EXERCISE DESCRIPTION:
Output the material word for word. Leave each picture out.

DATA BLOCK:
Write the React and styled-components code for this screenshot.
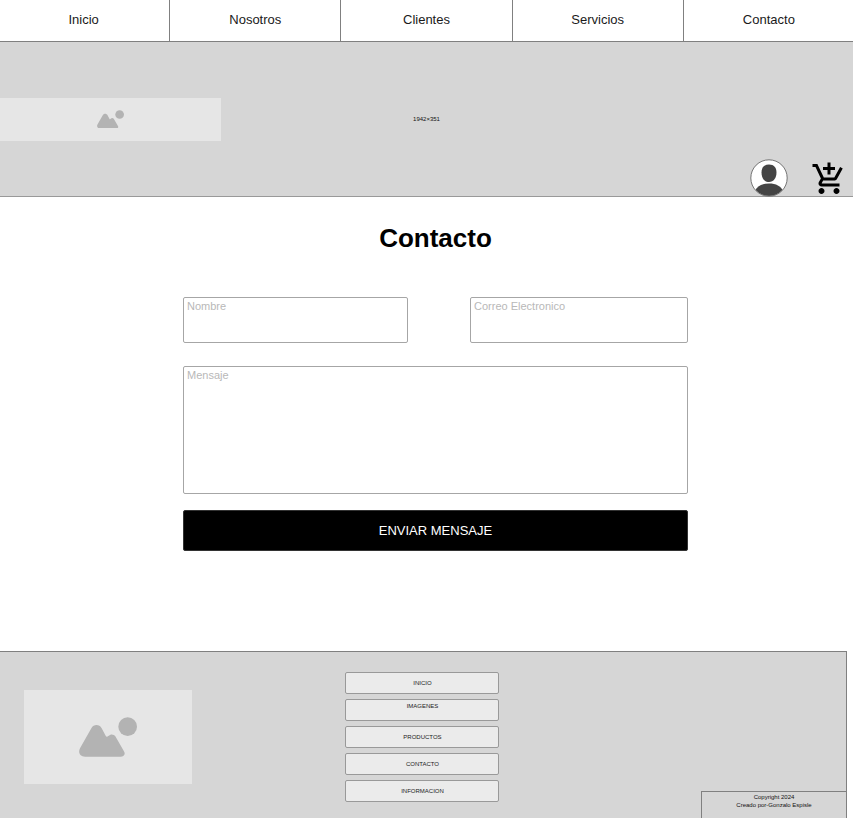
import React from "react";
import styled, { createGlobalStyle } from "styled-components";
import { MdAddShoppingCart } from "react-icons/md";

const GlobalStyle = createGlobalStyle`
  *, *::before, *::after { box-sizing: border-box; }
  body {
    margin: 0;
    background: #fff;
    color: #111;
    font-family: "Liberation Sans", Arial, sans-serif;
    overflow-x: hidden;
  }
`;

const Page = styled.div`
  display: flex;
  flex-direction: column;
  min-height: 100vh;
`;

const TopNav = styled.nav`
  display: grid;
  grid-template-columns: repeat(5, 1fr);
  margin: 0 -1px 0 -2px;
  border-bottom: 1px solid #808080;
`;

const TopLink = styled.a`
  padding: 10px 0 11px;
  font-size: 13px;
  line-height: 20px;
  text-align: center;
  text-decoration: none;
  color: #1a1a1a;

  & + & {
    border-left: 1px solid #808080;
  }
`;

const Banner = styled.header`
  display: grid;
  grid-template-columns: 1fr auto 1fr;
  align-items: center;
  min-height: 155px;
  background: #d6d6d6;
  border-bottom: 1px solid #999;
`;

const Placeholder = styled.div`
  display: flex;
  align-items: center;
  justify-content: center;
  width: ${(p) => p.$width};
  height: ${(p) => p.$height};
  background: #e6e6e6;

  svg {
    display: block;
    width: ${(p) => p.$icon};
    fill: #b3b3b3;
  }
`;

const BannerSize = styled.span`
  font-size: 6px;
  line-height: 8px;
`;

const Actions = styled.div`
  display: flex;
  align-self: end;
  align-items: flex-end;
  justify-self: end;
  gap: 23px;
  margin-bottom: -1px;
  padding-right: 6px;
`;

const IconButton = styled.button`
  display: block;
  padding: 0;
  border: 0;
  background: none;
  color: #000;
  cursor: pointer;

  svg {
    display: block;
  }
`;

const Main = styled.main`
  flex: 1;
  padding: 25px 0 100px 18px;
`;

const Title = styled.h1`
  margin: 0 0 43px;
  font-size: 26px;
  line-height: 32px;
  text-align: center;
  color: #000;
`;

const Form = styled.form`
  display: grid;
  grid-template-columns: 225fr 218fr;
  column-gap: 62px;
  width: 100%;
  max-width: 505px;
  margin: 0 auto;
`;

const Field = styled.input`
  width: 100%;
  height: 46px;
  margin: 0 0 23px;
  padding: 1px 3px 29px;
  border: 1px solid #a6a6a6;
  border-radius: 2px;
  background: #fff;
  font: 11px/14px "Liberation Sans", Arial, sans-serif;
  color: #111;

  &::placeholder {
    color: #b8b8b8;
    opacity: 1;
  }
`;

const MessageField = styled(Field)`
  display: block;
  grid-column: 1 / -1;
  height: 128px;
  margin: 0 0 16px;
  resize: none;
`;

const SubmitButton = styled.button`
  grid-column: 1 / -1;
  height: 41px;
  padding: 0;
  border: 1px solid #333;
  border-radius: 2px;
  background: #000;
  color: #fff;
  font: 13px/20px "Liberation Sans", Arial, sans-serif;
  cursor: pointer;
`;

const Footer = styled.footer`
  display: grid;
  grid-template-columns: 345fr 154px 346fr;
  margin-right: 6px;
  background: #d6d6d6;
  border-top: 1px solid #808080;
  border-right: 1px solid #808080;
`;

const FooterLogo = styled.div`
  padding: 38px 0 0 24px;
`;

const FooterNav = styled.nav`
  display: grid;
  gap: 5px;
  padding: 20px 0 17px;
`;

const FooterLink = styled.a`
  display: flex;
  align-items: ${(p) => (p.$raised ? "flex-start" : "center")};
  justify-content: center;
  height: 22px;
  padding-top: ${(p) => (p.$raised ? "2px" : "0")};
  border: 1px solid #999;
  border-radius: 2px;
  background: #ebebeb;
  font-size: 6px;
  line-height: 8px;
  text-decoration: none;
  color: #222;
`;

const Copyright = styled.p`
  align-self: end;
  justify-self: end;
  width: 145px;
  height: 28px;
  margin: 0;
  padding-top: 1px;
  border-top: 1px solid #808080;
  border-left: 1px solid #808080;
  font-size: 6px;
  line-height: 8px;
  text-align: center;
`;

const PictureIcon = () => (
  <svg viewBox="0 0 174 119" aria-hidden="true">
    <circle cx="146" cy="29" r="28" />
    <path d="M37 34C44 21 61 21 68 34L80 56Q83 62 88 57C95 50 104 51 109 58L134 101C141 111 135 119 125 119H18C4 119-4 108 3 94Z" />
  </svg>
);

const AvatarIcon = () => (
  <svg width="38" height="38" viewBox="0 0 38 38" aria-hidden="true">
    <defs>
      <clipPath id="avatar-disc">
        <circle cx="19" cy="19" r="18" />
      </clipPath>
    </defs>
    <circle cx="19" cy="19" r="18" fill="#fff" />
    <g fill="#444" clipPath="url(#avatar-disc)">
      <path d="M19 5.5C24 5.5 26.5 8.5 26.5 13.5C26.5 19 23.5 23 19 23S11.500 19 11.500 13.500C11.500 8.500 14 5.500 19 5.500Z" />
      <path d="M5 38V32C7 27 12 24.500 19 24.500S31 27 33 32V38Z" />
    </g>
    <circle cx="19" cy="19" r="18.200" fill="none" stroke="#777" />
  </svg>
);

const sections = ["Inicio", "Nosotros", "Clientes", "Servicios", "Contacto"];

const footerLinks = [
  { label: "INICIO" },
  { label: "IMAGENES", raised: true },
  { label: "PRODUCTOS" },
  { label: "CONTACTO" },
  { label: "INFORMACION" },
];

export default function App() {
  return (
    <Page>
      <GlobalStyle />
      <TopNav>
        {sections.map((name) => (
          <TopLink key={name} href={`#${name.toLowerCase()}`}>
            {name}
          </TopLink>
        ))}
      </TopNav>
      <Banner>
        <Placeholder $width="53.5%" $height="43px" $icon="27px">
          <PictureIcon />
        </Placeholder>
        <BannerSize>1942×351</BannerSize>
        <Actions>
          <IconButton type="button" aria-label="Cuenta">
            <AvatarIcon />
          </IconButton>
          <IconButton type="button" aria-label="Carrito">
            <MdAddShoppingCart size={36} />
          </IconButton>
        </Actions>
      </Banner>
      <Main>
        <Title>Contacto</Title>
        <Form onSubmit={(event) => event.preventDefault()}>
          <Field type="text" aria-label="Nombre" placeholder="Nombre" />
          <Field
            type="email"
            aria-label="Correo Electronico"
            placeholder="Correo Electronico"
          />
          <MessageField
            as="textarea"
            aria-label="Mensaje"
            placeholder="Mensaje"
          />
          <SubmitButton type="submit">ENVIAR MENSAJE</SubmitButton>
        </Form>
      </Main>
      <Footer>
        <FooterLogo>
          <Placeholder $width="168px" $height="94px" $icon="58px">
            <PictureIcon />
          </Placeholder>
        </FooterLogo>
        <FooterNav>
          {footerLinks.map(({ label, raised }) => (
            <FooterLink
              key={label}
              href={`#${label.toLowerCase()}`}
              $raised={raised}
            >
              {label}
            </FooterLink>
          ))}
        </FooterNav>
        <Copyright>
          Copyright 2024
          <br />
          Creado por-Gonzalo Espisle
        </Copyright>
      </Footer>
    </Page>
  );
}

FULL ANSWER:
Write the React and styled-components code for this screenshot.
import React from "react";
import styled, { createGlobalStyle } from "styled-components";
import { MdAddShoppingCart } from "react-icons/md";

const GlobalStyle = createGlobalStyle`
  *, *::before, *::after { box-sizing: border-box; }
  body {
    margin: 0;
    background: #fff;
    color: #111;
    font-family: "Liberation Sans", Arial, sans-serif;
    overflow-x: hidden;
  }
`;

const Page = styled.div`
  display: flex;
  flex-direction: column;
  min-height: 100vh;
`;

const TopNav = styled.nav`
  display: grid;
  grid-template-columns: repeat(5, 1fr);
  margin: 0 -1px 0 -2px;
  border-bottom: 1px solid #808080;
`;

const TopLink = styled.a`
  padding: 10px 0 11px;
  font-size: 13px;
  line-height: 20px;
  text-align: center;
  text-decoration: none;
  color: #1a1a1a;

  & + & {
    border-left: 1px solid #808080;
  }
`;

const Banner = styled.header`
  display: grid;
  grid-template-columns: 1fr auto 1fr;
  align-items: center;
  min-height: 155px;
  background: #d6d6d6;
  border-bottom: 1px solid #999;
`;

const Placeholder = styled.div`
  display: flex;
  align-items: center;
  justify-content: center;
  width: ${(p) => p.$width};
  height: ${(p) => p.$height};
  background: #e6e6e6;

  svg {
    display: block;
    width: ${(p) => p.$icon};
    fill: #b3b3b3;
  }
`;

const BannerSize = styled.span`
  font-size: 6px;
  line-height: 8px;
`;

const Actions = styled.div`
  display: flex;
  align-self: end;
  align-items: flex-end;
  justify-self: end;
  gap: 23px;
  margin-bottom: -1px;
  padding-right: 6px;
`;

const IconButton = styled.button`
  display: block;
  padding: 0;
  border: 0;
  background: none;
  color: #000;
  cursor: pointer;

  svg {
    display: block;
  }
`;

const Main = styled.main`
  flex: 1;
  padding: 25px 0 100px 18px;
`;

const Title = styled.h1`
  margin: 0 0 43px;
  font-size: 26px;
  line-height: 32px;
  text-align: center;
  color: #000;
`;

const Form = styled.form`
  display: grid;
  grid-template-columns: 225fr 218fr;
  column-gap: 62px;
  width: 100%;
  max-width: 505px;
  margin: 0 auto;
`;

const Field = styled.input`
  width: 100%;
  height: 46px;
  margin: 0 0 23px;
  padding: 1px 3px 29px;
  border: 1px solid #a6a6a6;
  border-radius: 2px;
  background: #fff;
  font: 11px/14px "Liberation Sans", Arial, sans-serif;
  color: #111;

  &::placeholder {
    color: #b8b8b8;
    opacity: 1;
  }
`;

const MessageField = styled(Field)`
  display: block;
  grid-column: 1 / -1;
  height: 128px;
  margin: 0 0 16px;
  resize: none;
`;

const SubmitButton = styled.button`
  grid-column: 1 / -1;
  height: 41px;
  padding: 0;
  border: 1px solid #333;
  border-radius: 2px;
  background: #000;
  color: #fff;
  font: 13px/20px "Liberation Sans", Arial, sans-serif;
  cursor: pointer;
`;

const Footer = styled.footer`
  display: grid;
  grid-template-columns: 345fr 154px 346fr;
  margin-right: 6px;
  background: #d6d6d6;
  border-top: 1px solid #808080;
  border-right: 1px solid #808080;
`;

const FooterLogo = styled.div`
  padding: 38px 0 0 24px;
`;

const FooterNav = styled.nav`
  display: grid;
  gap: 5px;
  padding: 20px 0 17px;
`;

const FooterLink = styled.a`
  display: flex;
  align-items: ${(p) => (p.$raised ? "flex-start" : "center")};
  justify-content: center;
  height: 22px;
  padding-top: ${(p) => (p.$raised ? "2px" : "0")};
  border: 1px solid #999;
  border-radius: 2px;
  background: #ebebeb;
  font-size: 6px;
  line-height: 8px;
  text-decoration: none;
  color: #222;
`;

const Copyright = styled.p`
  align-self: end;
  justify-self: end;
  width: 145px;
  height: 28px;
  margin: 0;
  padding-top: 1px;
  border-top: 1px solid #808080;
  border-left: 1px solid #808080;
  font-size: 6px;
  line-height: 8px;
  text-align: center;
`;

const PictureIcon = () => (
  <svg viewBox="0 0 174 119" aria-hidden="true">
    <circle cx="146" cy="29" r="28" />
    <path d="M37 34C44 21 61 21 68 34L80 56Q83 62 88 57C95 50 104 51 109 58L134 101C141 111 135 119 125 119H18C4 119-4 108 3 94Z" />
  </svg>
);

const AvatarIcon = () => (
  <svg width="38" height="38" viewBox="0 0 38 38" aria-hidden="true">
    <defs>
      <clipPath id="avatar-disc">
        <circle cx="19" cy="19" r="18" />
      </clipPath>
    </defs>
    <circle cx="19" cy="19" r="18" fill="#fff" />
    <g fill="#444" clipPath="url(#avatar-disc)">
      <path d="M19 5.5C24 5.5 26.5 8.5 26.5 13.5C26.5 19 23.5 23 19 23S11.500 19 11.500 13.500C11.500 8.500 14 5.500 19 5.500Z" />
      <path d="M5 38V32C7 27 12 24.500 19 24.500S31 27 33 32V38Z" />
    </g>
    <circle cx="19" cy="19" r="18.200" fill="none" stroke="#777" />
  </svg>
);

const sections = ["Inicio", "Nosotros", "Clientes", "Servicios", "Contacto"];

const footerLinks = [
  { label: "INICIO" },
  { label: "IMAGENES", raised: true },
  { label: "PRODUCTOS" },
  { label: "CONTACTO" },
  { label: "INFORMACION" },
];

export default function App() {
  return (
    <Page>
      <GlobalStyle />
      <TopNav>
        {sections.map((name) => (
          <TopLink key={name} href={`#${name.toLowerCase()}`}>
            {name}
          </TopLink>
        ))}
      </TopNav>
      <Banner>
        <Placeholder $width="53.5%" $height="43px" $icon="27px">
          <PictureIcon />
        </Placeholder>
        <BannerSize>1942×351</BannerSize>
        <Actions>
          <IconButton type="button" aria-label="Cuenta">
            <AvatarIcon />
          </IconButton>
          <IconButton type="button" aria-label="Carrito">
            <MdAddShoppingCart size={36} />
          </IconButton>
        </Actions>
      </Banner>
      <Main>
        <Title>Contacto</Title>
        <Form onSubmit={(event) => event.preventDefault()}>
          <Field type="text" aria-label="Nombre" placeholder="Nombre" />
          <Field
            type="email"
            aria-label="Correo Electronico"
            placeholder="Correo Electronico"
          />
          <MessageField
            as="textarea"
            aria-label="Mensaje"
            placeholder="Mensaje"
          />
          <SubmitButton type="submit">ENVIAR MENSAJE</SubmitButton>
        </Form>
      </Main>
      <Footer>
        <FooterLogo>
          <Placeholder $width="168px" $height="94px" $icon="58px">
            <PictureIcon />
          </Placeholder>
        </FooterLogo>
        <FooterNav>
          {footerLinks.map(({ label, raised }) => (
            <FooterLink
              key={label}
              href={`#${label.toLowerCase()}`}
              $raised={raised}
            >
              {label}
            </FooterLink>
          ))}
        </FooterNav>
        <Copyright>
          Copyright 2024
          <br />
          Creado por-Gonzalo Espisle
        </Copyright>
      </Footer>
    </Page>
  );
}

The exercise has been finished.